Exercise requirements: Your task is to filter the data below down to the lines holding "React".

[Entries taken from a collection]
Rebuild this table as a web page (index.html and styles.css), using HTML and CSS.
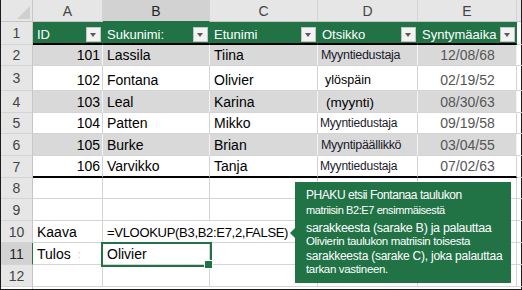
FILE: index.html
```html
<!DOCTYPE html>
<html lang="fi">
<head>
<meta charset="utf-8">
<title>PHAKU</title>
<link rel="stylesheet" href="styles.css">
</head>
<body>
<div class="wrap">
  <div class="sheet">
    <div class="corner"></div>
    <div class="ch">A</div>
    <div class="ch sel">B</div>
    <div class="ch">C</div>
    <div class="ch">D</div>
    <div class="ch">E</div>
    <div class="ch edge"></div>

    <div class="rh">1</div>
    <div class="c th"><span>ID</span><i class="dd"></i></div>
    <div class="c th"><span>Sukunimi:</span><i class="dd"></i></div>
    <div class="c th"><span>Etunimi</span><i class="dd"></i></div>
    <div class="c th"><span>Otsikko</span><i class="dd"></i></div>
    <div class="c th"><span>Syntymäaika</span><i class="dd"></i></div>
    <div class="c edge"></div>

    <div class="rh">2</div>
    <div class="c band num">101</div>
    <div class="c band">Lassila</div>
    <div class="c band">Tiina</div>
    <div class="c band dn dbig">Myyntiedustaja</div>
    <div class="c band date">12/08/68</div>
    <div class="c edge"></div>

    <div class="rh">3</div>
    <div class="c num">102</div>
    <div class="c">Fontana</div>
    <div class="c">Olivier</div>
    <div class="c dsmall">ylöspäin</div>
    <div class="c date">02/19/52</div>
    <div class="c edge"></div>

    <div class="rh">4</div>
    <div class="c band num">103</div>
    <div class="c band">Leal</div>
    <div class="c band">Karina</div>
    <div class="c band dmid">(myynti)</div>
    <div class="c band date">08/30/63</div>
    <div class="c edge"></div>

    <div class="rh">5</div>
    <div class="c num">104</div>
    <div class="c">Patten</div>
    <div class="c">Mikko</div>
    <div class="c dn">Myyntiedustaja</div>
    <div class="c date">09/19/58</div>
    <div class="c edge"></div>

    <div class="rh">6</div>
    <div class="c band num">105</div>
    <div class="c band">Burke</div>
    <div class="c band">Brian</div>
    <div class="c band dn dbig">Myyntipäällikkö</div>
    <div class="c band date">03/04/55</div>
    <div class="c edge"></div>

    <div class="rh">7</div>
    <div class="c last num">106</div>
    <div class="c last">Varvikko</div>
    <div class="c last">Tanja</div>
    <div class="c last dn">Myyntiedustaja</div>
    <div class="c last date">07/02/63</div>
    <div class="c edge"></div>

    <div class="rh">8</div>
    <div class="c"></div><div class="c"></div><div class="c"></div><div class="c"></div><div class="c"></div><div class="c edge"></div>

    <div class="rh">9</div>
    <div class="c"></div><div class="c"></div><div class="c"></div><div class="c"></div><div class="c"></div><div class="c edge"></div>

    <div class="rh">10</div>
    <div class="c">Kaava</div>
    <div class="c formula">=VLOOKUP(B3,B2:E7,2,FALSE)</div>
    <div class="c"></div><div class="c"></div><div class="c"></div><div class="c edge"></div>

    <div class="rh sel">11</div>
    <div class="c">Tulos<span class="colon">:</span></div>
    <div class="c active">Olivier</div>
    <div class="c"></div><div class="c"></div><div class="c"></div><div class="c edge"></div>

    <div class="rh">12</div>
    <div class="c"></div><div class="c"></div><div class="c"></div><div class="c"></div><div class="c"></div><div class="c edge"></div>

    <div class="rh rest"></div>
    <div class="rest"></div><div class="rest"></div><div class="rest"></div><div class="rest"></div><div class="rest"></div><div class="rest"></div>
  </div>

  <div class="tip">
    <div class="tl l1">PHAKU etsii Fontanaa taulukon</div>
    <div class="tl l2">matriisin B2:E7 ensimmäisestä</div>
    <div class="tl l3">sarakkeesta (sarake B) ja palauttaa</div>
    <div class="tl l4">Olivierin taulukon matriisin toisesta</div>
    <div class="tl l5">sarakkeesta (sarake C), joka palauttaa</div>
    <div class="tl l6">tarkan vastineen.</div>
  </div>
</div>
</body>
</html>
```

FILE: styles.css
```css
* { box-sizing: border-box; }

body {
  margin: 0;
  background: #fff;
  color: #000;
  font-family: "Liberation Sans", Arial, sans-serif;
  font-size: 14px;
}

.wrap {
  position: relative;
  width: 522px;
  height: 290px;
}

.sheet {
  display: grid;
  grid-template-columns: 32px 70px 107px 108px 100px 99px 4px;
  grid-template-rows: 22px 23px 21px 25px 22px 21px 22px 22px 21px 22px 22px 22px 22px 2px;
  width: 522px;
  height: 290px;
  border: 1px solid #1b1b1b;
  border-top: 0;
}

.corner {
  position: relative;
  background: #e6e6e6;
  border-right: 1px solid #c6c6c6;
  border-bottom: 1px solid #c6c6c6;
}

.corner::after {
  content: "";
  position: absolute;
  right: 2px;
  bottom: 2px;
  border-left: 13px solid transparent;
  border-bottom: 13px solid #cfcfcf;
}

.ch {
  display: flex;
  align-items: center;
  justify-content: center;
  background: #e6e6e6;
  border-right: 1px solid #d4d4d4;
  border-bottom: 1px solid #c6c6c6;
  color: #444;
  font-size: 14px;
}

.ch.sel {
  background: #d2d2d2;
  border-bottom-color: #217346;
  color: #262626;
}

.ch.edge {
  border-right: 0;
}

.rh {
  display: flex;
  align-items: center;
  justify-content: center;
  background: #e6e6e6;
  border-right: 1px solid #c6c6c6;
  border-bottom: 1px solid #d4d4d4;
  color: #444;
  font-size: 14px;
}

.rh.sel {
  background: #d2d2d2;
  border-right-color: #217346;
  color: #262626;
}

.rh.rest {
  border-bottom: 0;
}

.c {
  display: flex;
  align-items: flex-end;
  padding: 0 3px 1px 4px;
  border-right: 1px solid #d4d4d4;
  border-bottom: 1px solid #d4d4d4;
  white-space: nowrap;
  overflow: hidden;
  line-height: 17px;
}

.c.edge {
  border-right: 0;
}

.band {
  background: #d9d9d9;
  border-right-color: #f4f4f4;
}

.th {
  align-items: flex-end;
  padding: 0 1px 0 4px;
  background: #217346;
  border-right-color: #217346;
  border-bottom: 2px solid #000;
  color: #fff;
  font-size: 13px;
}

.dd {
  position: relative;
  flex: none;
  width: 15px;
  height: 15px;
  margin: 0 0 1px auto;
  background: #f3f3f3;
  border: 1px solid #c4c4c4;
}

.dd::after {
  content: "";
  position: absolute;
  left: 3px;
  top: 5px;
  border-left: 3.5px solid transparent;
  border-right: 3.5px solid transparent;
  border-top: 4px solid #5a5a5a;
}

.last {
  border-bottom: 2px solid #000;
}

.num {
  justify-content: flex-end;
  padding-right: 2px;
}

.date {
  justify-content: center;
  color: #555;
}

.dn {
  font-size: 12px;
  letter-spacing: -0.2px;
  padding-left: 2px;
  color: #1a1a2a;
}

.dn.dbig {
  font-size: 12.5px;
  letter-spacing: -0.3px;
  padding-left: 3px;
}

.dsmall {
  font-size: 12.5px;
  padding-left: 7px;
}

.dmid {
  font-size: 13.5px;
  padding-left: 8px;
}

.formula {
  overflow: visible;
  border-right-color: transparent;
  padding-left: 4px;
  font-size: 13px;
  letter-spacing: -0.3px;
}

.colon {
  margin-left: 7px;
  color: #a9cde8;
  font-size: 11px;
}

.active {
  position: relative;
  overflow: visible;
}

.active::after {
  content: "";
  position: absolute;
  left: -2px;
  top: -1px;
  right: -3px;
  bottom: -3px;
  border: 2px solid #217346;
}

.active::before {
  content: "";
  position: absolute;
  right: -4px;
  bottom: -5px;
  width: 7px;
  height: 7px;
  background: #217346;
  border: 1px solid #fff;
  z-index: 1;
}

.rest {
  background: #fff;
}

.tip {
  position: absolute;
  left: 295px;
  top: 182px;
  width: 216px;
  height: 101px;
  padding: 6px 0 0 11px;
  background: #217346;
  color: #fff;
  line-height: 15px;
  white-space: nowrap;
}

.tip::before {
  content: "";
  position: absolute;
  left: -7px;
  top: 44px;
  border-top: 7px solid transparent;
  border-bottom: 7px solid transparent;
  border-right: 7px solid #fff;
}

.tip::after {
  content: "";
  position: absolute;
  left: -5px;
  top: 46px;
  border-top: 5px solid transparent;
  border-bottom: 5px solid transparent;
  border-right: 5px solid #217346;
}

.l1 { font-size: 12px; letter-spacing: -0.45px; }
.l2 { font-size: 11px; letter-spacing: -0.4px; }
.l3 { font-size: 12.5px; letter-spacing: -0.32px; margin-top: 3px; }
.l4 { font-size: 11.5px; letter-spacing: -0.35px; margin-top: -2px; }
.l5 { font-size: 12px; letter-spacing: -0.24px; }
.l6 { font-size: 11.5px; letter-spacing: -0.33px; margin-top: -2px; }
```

---

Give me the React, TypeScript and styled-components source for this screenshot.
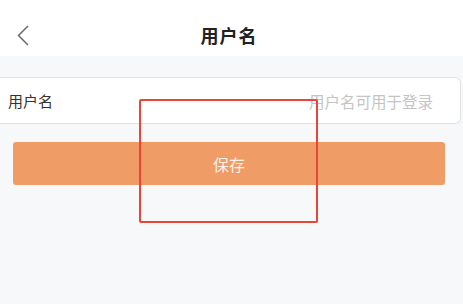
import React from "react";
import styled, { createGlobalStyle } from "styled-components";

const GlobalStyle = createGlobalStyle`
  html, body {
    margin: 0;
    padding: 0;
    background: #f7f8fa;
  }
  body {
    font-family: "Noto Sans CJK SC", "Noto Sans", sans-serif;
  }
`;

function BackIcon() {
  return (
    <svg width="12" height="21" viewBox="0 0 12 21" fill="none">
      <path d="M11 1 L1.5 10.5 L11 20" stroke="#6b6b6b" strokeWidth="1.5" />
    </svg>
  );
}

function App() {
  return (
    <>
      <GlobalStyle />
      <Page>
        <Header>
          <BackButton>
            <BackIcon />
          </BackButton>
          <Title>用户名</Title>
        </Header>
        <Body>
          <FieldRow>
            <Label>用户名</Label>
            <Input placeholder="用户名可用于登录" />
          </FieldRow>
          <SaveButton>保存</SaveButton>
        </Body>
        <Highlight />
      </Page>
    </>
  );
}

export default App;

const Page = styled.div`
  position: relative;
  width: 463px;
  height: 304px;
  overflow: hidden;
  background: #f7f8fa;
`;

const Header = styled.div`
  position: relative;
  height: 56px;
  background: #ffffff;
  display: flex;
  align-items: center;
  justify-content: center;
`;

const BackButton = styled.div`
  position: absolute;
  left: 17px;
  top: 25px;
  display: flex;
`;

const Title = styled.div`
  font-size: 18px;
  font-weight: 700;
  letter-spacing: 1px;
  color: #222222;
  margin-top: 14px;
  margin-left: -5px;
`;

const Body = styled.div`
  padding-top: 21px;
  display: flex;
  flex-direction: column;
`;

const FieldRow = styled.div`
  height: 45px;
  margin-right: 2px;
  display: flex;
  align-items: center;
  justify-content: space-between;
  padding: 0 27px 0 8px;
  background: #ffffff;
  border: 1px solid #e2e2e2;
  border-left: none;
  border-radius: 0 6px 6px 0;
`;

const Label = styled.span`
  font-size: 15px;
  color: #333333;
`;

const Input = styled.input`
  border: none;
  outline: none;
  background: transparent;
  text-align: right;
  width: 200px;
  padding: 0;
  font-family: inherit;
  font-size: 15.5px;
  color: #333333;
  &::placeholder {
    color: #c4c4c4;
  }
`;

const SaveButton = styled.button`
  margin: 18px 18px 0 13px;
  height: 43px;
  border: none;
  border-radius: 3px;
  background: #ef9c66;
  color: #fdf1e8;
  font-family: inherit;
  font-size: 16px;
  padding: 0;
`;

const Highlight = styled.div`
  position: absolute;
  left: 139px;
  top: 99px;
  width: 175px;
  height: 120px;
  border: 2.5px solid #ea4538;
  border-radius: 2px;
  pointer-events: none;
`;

...

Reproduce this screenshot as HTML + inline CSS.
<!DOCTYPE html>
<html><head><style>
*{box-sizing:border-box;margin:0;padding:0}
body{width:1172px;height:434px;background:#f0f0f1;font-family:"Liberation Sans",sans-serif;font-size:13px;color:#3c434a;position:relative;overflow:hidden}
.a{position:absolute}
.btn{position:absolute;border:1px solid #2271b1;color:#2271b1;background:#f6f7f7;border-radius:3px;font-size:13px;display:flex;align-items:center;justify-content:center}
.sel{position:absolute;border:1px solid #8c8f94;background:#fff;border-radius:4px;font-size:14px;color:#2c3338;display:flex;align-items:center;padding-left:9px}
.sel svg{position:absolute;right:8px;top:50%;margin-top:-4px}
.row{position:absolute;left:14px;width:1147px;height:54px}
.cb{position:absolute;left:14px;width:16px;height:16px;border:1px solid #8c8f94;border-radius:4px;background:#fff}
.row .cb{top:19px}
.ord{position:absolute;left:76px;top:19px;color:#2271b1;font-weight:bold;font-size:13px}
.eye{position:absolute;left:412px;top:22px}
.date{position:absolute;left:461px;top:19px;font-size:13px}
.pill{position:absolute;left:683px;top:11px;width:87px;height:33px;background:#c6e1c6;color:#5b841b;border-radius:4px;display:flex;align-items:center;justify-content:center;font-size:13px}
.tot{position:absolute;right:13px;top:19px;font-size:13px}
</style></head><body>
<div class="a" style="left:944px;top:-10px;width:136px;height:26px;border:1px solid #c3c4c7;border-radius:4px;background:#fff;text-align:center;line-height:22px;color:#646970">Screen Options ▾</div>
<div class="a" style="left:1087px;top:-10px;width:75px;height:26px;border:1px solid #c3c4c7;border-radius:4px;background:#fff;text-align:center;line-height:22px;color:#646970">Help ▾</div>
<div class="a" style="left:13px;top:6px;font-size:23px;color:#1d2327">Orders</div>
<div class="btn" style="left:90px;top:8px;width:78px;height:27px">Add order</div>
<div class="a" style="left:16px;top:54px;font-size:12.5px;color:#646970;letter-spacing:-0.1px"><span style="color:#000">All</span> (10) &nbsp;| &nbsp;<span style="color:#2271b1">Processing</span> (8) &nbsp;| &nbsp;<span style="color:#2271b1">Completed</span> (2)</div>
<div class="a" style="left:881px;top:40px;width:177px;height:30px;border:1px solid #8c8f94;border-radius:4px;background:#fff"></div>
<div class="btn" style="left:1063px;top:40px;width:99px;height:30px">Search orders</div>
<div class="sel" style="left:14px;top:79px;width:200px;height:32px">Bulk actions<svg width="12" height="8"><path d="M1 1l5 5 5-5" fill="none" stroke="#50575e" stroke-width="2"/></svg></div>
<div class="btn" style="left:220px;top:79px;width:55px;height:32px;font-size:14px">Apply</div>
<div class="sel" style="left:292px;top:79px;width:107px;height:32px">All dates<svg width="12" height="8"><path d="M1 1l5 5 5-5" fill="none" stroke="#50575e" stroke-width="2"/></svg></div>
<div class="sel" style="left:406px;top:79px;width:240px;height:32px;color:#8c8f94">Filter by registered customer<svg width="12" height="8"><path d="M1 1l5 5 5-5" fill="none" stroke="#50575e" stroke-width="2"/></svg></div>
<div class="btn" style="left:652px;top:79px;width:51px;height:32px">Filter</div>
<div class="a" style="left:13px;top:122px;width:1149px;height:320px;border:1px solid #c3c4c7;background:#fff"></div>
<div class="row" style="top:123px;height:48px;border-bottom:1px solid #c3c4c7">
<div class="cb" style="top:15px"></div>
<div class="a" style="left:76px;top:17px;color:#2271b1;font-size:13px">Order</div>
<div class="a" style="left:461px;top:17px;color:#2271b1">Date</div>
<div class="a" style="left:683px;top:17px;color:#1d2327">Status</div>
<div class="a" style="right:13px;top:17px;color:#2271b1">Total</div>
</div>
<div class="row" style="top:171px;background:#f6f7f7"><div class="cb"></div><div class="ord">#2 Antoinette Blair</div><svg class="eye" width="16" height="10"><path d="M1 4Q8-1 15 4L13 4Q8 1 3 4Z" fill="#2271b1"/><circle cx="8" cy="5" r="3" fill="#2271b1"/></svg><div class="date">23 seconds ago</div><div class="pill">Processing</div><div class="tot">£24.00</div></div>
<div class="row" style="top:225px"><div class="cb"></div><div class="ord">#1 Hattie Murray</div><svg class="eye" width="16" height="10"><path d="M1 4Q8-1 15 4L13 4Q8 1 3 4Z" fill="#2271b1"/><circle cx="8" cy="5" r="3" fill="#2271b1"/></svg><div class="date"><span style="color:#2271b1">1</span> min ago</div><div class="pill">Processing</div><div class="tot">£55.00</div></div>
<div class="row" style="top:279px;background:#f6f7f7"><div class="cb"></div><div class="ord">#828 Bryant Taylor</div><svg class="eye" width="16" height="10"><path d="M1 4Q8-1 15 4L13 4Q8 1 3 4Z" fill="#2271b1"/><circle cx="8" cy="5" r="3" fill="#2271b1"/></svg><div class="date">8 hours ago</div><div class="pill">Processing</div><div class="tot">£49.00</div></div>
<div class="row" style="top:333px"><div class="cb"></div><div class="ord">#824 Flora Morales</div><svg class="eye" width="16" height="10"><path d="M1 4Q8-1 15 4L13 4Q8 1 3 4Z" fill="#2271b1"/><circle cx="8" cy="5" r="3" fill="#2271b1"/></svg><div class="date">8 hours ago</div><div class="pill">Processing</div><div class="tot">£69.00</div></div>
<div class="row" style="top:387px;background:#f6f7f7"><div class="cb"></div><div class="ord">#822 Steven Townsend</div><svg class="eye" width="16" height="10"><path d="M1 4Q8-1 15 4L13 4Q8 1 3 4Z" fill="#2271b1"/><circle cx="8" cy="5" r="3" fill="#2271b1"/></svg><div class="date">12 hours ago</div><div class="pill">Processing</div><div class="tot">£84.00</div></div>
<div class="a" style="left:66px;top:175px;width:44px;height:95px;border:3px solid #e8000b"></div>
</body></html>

Task solution:
Give me the React, TypeScript and styled-components source for this screenshot.
import React from "react";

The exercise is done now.